■ Provided material
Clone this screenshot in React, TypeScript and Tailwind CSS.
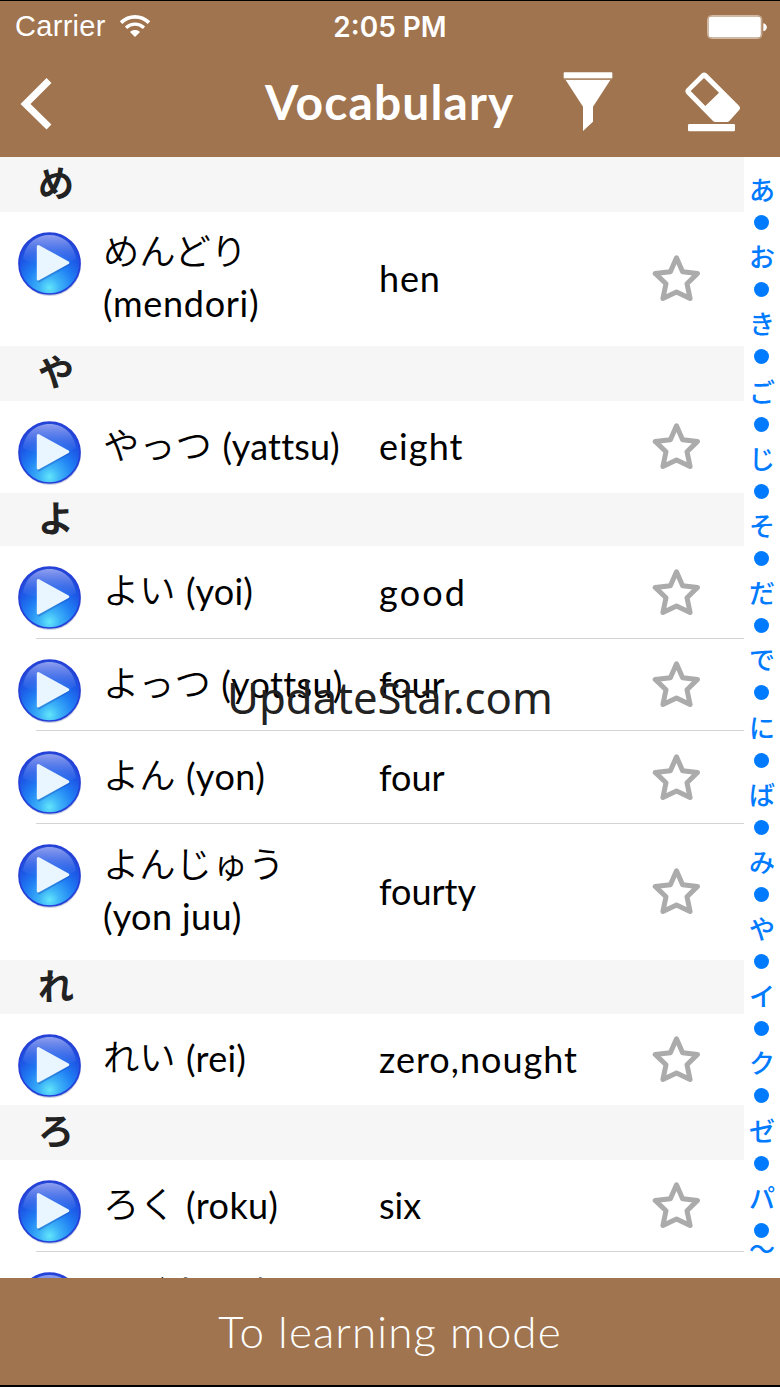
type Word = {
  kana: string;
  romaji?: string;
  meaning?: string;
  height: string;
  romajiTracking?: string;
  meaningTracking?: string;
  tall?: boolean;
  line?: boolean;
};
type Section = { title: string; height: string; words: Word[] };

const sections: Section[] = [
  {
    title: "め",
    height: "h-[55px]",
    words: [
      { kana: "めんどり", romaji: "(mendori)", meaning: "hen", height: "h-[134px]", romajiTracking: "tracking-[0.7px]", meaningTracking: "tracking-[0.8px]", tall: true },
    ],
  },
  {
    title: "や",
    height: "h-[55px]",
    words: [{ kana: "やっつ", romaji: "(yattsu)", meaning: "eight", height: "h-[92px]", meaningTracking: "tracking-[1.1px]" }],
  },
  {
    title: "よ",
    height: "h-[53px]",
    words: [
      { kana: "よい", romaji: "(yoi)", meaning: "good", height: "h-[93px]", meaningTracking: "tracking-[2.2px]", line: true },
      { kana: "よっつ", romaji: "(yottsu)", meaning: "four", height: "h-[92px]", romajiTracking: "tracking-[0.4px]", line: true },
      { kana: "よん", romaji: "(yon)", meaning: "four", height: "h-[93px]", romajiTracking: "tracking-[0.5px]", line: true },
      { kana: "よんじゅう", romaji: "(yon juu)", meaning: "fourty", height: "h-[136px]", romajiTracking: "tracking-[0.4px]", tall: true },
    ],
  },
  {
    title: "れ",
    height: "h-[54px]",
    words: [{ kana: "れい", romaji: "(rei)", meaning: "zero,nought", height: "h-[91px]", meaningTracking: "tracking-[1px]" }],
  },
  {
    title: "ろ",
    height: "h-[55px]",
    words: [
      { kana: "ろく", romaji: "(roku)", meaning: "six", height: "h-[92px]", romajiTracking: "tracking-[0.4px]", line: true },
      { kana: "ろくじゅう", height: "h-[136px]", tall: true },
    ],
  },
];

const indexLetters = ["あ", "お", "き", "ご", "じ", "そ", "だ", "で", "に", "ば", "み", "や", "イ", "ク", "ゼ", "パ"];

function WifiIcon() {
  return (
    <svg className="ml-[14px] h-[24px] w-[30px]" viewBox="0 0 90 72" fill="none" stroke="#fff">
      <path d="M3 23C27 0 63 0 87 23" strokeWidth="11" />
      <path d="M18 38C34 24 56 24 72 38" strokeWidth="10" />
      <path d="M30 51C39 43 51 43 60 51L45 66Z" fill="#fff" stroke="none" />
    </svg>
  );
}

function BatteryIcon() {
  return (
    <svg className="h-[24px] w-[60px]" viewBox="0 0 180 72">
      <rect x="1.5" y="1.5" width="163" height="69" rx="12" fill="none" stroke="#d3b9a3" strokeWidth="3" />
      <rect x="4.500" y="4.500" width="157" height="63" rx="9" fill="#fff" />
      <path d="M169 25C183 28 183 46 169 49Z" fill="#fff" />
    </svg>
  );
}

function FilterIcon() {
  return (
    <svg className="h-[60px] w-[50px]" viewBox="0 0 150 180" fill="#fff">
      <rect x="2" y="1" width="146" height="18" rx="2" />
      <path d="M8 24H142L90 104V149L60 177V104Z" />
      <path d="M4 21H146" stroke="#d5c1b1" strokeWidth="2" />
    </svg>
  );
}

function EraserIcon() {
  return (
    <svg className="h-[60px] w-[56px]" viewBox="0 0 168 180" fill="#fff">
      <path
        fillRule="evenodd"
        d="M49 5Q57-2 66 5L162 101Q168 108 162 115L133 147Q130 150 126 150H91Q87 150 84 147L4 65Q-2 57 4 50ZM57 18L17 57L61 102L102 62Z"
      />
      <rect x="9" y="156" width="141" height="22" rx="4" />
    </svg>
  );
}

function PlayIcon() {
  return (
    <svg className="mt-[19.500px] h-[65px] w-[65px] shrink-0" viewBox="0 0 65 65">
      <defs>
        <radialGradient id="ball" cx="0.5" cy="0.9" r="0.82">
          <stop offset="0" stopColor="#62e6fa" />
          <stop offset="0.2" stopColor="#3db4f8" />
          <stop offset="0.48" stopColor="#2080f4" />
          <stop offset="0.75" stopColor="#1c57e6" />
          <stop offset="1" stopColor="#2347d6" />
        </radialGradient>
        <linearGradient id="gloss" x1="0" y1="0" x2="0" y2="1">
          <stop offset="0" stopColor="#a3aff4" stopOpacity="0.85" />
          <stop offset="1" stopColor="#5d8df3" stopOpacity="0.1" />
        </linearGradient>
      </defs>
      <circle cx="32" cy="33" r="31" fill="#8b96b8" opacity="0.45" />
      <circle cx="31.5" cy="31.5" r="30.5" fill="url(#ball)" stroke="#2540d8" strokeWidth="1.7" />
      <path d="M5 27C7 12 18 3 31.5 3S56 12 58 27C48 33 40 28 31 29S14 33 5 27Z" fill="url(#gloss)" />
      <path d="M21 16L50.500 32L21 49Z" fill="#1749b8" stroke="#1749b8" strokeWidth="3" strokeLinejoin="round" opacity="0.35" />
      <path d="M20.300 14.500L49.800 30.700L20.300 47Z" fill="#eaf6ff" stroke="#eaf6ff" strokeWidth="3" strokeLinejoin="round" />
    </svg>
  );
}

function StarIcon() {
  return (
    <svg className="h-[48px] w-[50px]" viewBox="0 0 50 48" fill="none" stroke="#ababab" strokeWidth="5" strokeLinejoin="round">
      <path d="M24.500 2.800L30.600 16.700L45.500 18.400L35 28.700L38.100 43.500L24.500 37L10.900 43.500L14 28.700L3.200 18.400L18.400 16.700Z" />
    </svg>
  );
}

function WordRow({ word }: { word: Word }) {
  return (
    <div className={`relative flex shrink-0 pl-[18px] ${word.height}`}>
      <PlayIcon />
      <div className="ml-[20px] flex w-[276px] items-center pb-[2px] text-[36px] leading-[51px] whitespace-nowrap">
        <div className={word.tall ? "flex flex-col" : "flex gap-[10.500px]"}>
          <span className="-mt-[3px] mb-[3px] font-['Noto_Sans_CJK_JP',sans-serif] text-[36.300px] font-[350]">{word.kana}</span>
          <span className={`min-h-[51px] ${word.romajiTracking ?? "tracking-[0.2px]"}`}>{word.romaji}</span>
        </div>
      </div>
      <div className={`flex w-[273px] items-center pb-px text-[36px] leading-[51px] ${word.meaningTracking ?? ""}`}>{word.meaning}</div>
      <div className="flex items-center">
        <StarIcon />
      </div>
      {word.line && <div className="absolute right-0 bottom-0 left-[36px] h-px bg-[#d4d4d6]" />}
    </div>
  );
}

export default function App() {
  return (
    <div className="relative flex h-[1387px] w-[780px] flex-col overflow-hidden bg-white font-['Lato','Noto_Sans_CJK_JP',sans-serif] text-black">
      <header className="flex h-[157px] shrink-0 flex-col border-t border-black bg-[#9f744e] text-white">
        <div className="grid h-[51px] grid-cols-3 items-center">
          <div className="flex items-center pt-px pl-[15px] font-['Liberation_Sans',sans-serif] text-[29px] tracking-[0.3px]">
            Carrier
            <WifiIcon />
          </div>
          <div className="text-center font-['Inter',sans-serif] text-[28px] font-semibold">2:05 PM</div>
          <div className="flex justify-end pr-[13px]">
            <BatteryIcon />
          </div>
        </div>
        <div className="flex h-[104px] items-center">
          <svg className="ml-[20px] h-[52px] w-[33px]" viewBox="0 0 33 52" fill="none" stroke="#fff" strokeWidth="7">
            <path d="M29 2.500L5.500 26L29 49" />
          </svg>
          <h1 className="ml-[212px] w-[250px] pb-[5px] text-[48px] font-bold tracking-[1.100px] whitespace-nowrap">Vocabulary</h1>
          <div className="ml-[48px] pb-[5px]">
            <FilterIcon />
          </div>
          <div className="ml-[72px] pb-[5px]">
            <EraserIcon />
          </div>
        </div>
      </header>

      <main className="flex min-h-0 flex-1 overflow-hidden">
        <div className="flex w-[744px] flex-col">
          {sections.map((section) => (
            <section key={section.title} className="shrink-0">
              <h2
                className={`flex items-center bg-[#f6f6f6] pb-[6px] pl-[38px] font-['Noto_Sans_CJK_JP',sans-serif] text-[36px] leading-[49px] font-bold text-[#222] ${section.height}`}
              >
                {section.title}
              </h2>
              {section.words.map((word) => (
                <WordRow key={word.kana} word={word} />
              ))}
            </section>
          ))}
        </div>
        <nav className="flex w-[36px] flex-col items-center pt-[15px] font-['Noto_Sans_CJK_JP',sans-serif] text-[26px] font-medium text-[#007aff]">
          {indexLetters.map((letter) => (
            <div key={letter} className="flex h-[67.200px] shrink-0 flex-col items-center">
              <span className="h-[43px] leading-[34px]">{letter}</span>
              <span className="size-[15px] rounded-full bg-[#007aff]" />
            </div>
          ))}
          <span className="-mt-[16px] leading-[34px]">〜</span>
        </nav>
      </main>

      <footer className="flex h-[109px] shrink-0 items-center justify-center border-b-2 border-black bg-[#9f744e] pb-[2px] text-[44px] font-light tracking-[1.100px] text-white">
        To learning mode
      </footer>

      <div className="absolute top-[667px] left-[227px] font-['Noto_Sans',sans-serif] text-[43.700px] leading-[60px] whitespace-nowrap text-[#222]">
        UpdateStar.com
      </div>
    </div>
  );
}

■ Exercise directions
Each line from the top of the material through the line containing "string; height: string;" should be reproduced exactly; please drop any images.

■ Output
Clone this screenshot in React, TypeScript and Tailwind CSS.
type Word = {
  kana: string;
  romaji?: string;
  meaning?: string;
  height: string;
  romajiTracking?: string;
  meaningTracking?: string;
  tall?: boolean;
  line?: boolean;
};
type Section = { title: string; height: string; words: Word[] };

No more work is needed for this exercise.